Validity of the marriage for the purpose of summary proceeding under Section 125, Cr.PC. is to be determined on the Evidence of parties. The standard of proof of marriage in such proceeding is not as strict as is required in a trial of offence under Section 494 of the IPC. If the claimant in proceedings under Section 125 of the Code succeeds in showing that she and the respondent have lived together as husband and wife, the Court can presume that they are legally wedded spouses, and in such a situation, the party who denies the marital status can rebut the presumption.

7. In that case neither the applicant nor non-applicant were previously married. Whereas the question of determination in the present case is regarding marriage of a lady with a person who was already having a living spouse.

8. In Paragraph 7 of the impugned judgment it has been mentioned that applicant Smt. Sharda P.W. 1 herself has admitted that the wife on non-applicant died in the month of December, 1999. She has further admitted that her marriage with the non- applicant was solemnized in the life time of wife of non-applicant and when spouse of non-applicant was alive and living, at that time on 13-12-1998 the marriage ceremony was performed. She has stated that in the said ceremony she and non-applicant had exchanged garlands and without help of any Pandit they had taken rounds of each other.

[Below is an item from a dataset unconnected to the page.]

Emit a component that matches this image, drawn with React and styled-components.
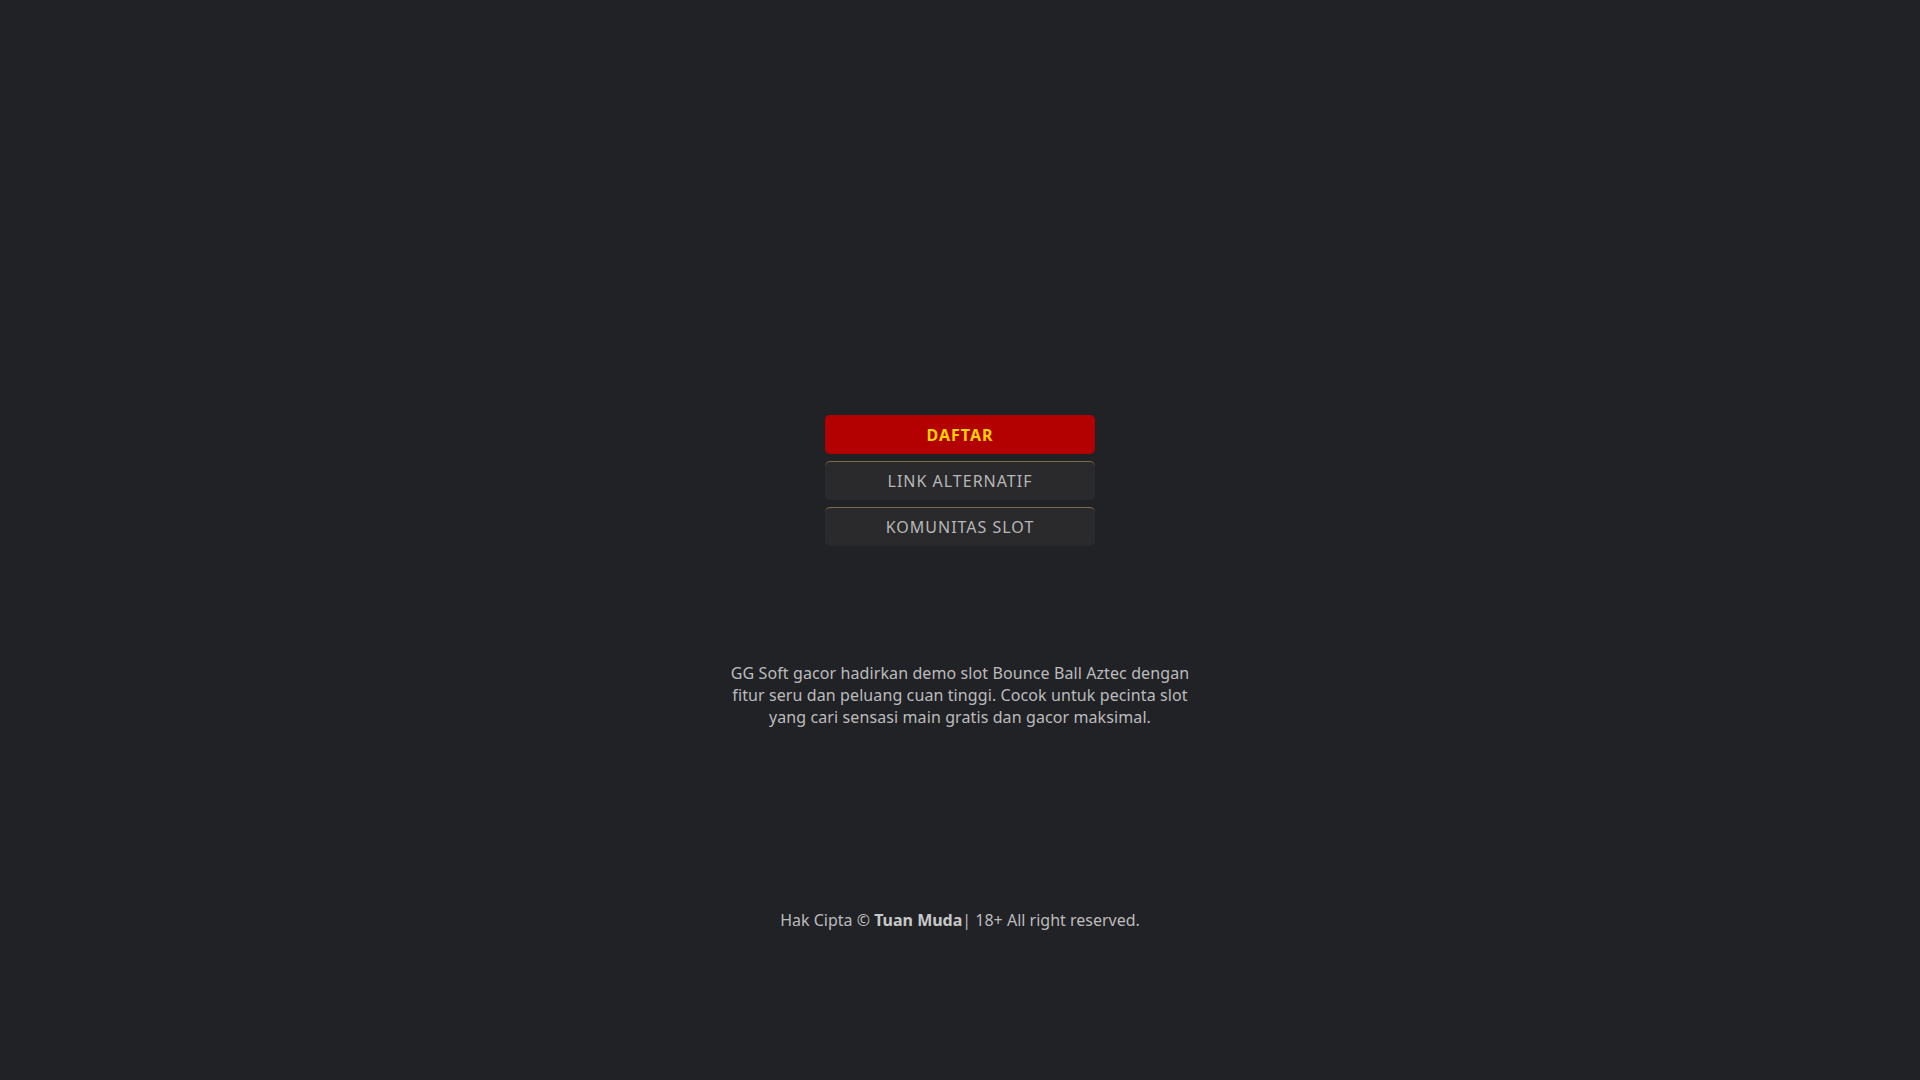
import React from "react";
import styled, { createGlobalStyle } from "styled-components";

const GlobalStyle = createGlobalStyle`
  html, body {
    margin: 0;
    padding: 0;
    background: #212226;
  }
  body {
    font-family: "Noto Sans", "Open Sans", sans-serif;
    color: #bdbdbd;
  }
`;

const links = [
  { label: "DAFTAR", primary: true },
  { label: "LINK ALTERNATIF" },
  { label: "KOMUNITAS SLOT" },
];

const App = () => {
  return (
    <>
      <GlobalStyle />
      <Page>
        <ButtonGroup>
          {links.map((l) => (
            <LinkButton key={l.label} href="#" $primary={l.primary}>
              {l.label}
            </LinkButton>
          ))}
        </ButtonGroup>
        <Description>
          GG Soft gacor hadirkan demo slot Bounce Ball Aztec dengan fitur seru
          dan peluang cuan tinggi. Cocok untuk pecinta slot yang cari sensasi
          main gratis dan gacor maksimal.
        </Description>
        <Footer>
          Hak Cipta © <strong>Tuan Muda</strong>| 18+ All right reserved.
        </Footer>
      </Page>
    </>
  );
};

export default App;

const Page = styled.main`
  min-height: 1080px;
  box-sizing: border-box;
  display: flex;
  flex-direction: column;
  align-items: center;
  padding-top: 415px;
`;

const ButtonGroup = styled.nav`
  display: flex;
  flex-direction: column;
  gap: 7px;
  width: 270px;
`;

const LinkButton = styled.a`
  display: flex;
  align-items: center;
  justify-content: center;
  height: 39px;
  box-sizing: border-box;
  border-radius: 5px;
  text-decoration: none;
  font-size: 16px;
  letter-spacing: 1px;
  background: ${(p) => (p.$primary ? "#b30000" : "#2a2a2c")};
  color: ${(p) => (p.$primary ? "#ffd200" : "#b8b8b8")};
  font-weight: ${(p) => (p.$primary ? 700 : 400)};
  border-top: ${(p) => (p.$primary ? "none" : "1px solid #7a6a4e")};
`;

const Description = styled.p`
  width: 470px;
  margin: 116px 0 0;
  text-align: center;
  font-size: 16px;
  letter-spacing: 0.1px;
  line-height: 22px;
  color: #bcbcbc;
`;

const Footer = styled.footer`
  margin-top: 181px;
  font-size: 16px;
  color: #bcbcbc;

  strong {
    color: #c8c8c8;
    font-weight: 700;
  }
`;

9. Looking to the statement given by Smt. Sharda (P.W. 1) it appears that admittedly the so called marriage ceremony of applicant with non-applicant was performed in the life time of living spouse of non-applicant. Hon'ble Supreme Court in the case of Smt. Yamuna Bai Anantrao Adhav v. Anantrao ShivramAdhav and Anr. (supra), has clearly held as under:-

Para 6. The attempt to exclude altogether the personal law applicable to the parties from consideration also has to be repelled. The section has been enacted in the interest of wife, and one who intends to take benefit under Sub-section (1)(a) has to establish the necessary condition, namely, that she is the wife of the person concerned. This issue can be decided only by a reference to the law applicable to the parties. It is only where an applicant establishes her status on (or) relationship with reference to the personal law that an application for maintenance can be maintained. Once the right under the section is established by proof of necessary conditions mentioned therein, it can not be defeated by further reference to the personal law. The issue whether the section is attracted or not can not be answered except by the reference to the appropriate law governing the parties. In our view the judgment in Shah Bano's case : 1985CriLJ875 does not help the appellant. It may be observed that for the purpose of extending the benefit of the section to a divorced woman and an illegitimate child the Parliament considered it necessary to include in the section specific provision to that effect, but has not clone so with respect to women not lawfully married.

Para 7. Lastly it was urged that the appellant was not informed about the respondent's marriage with Lilabai when she married the respondent who treated her as his wife, and therefore, her prayer for maintenance should be allowed. There is no merit in this point either. The appellant can not rely on the principle of estoppel so as to defeat the provisions of the Act. So far as the respondent treating her as his wife is concerned, it is again of no avail as the issue has to be settled under the law. It is the intention of the legislature which is relevant and not the attitude of the party.

Para 8. We, therefore, hold that the marriage of a woman in accordance with the Hindu rites with a man having a living spouse is a complete nullity in the eye of law and she is not entitled to the benefit of Section 125 of the Code. The appeal is accordingly dismissed. There will be no order as to costs. During the pendency of the appeal in this Court some money was paid to the appellant in pursuance of an interim order. The respondent shall not be permitted to claim for its refund.

10. Thereafter again in the case of Bakul Bai v. Gangaram reported in 1988(1) MPWN Short Note 83, it has been reiterated that-

the marriage of Hindu women with a Hindu male with a living spouse performed after coming in force of the Hindu Marriage Act, 1955, is null and void and the woman is not entitled to maintenance under Section 125 of the Code.

11. Recency also Hon'ble Supreme Court again in case of Khemchand Om Prakash Sharma v. Slate of Gujarat and Anr. : (2000)3SCC753 , held as under :-

Para 2. The short question that arises for consideration in this appeal is whether the respondent Jasumatiben, who claimed maintenance on the admitted position that the applicant's wife is alive and there has been no annulment of marriage by decree of divorce or otherwise. During the subsistence of the first marriage, any second marriage is null and void, and therefore, the Courts below committed a mistake in granting maintenance in favour of Jasumatiben, who claimed maintenance as the second wife of the applicant. We, therefore, set aside the grant of maintenance in favour of the Jasumatiben alone. Needless to mention the children, namely, Trupti and Vaishali will continue to get maintenance, as directed.

12. Therefore, law laid down by the Supreme Court in the above said cases is quite clear on the point of maintenance. It is clear that the applicant was very much knowing that wife of non-applicant was alive when the so called marriage was performed between her and non-applicant. Therefore she does not come in the term of 'wife' for the purpose of Section 125 of the Code of Criminal Procedure, 1973 and, therefore, she is not entitled for any maintenance.

13. Learned Judge of the Family Court has applied the ratio of the case laid down by the Hon'ble Supreme Court correctly in the facts of the present case and has come to a right conclusion. The order passed by the learned Family Court's Judge is legal, proper and correct and calls for no interference in this revision. Hence the revision petitioner is devoid of any merit and is disallowed.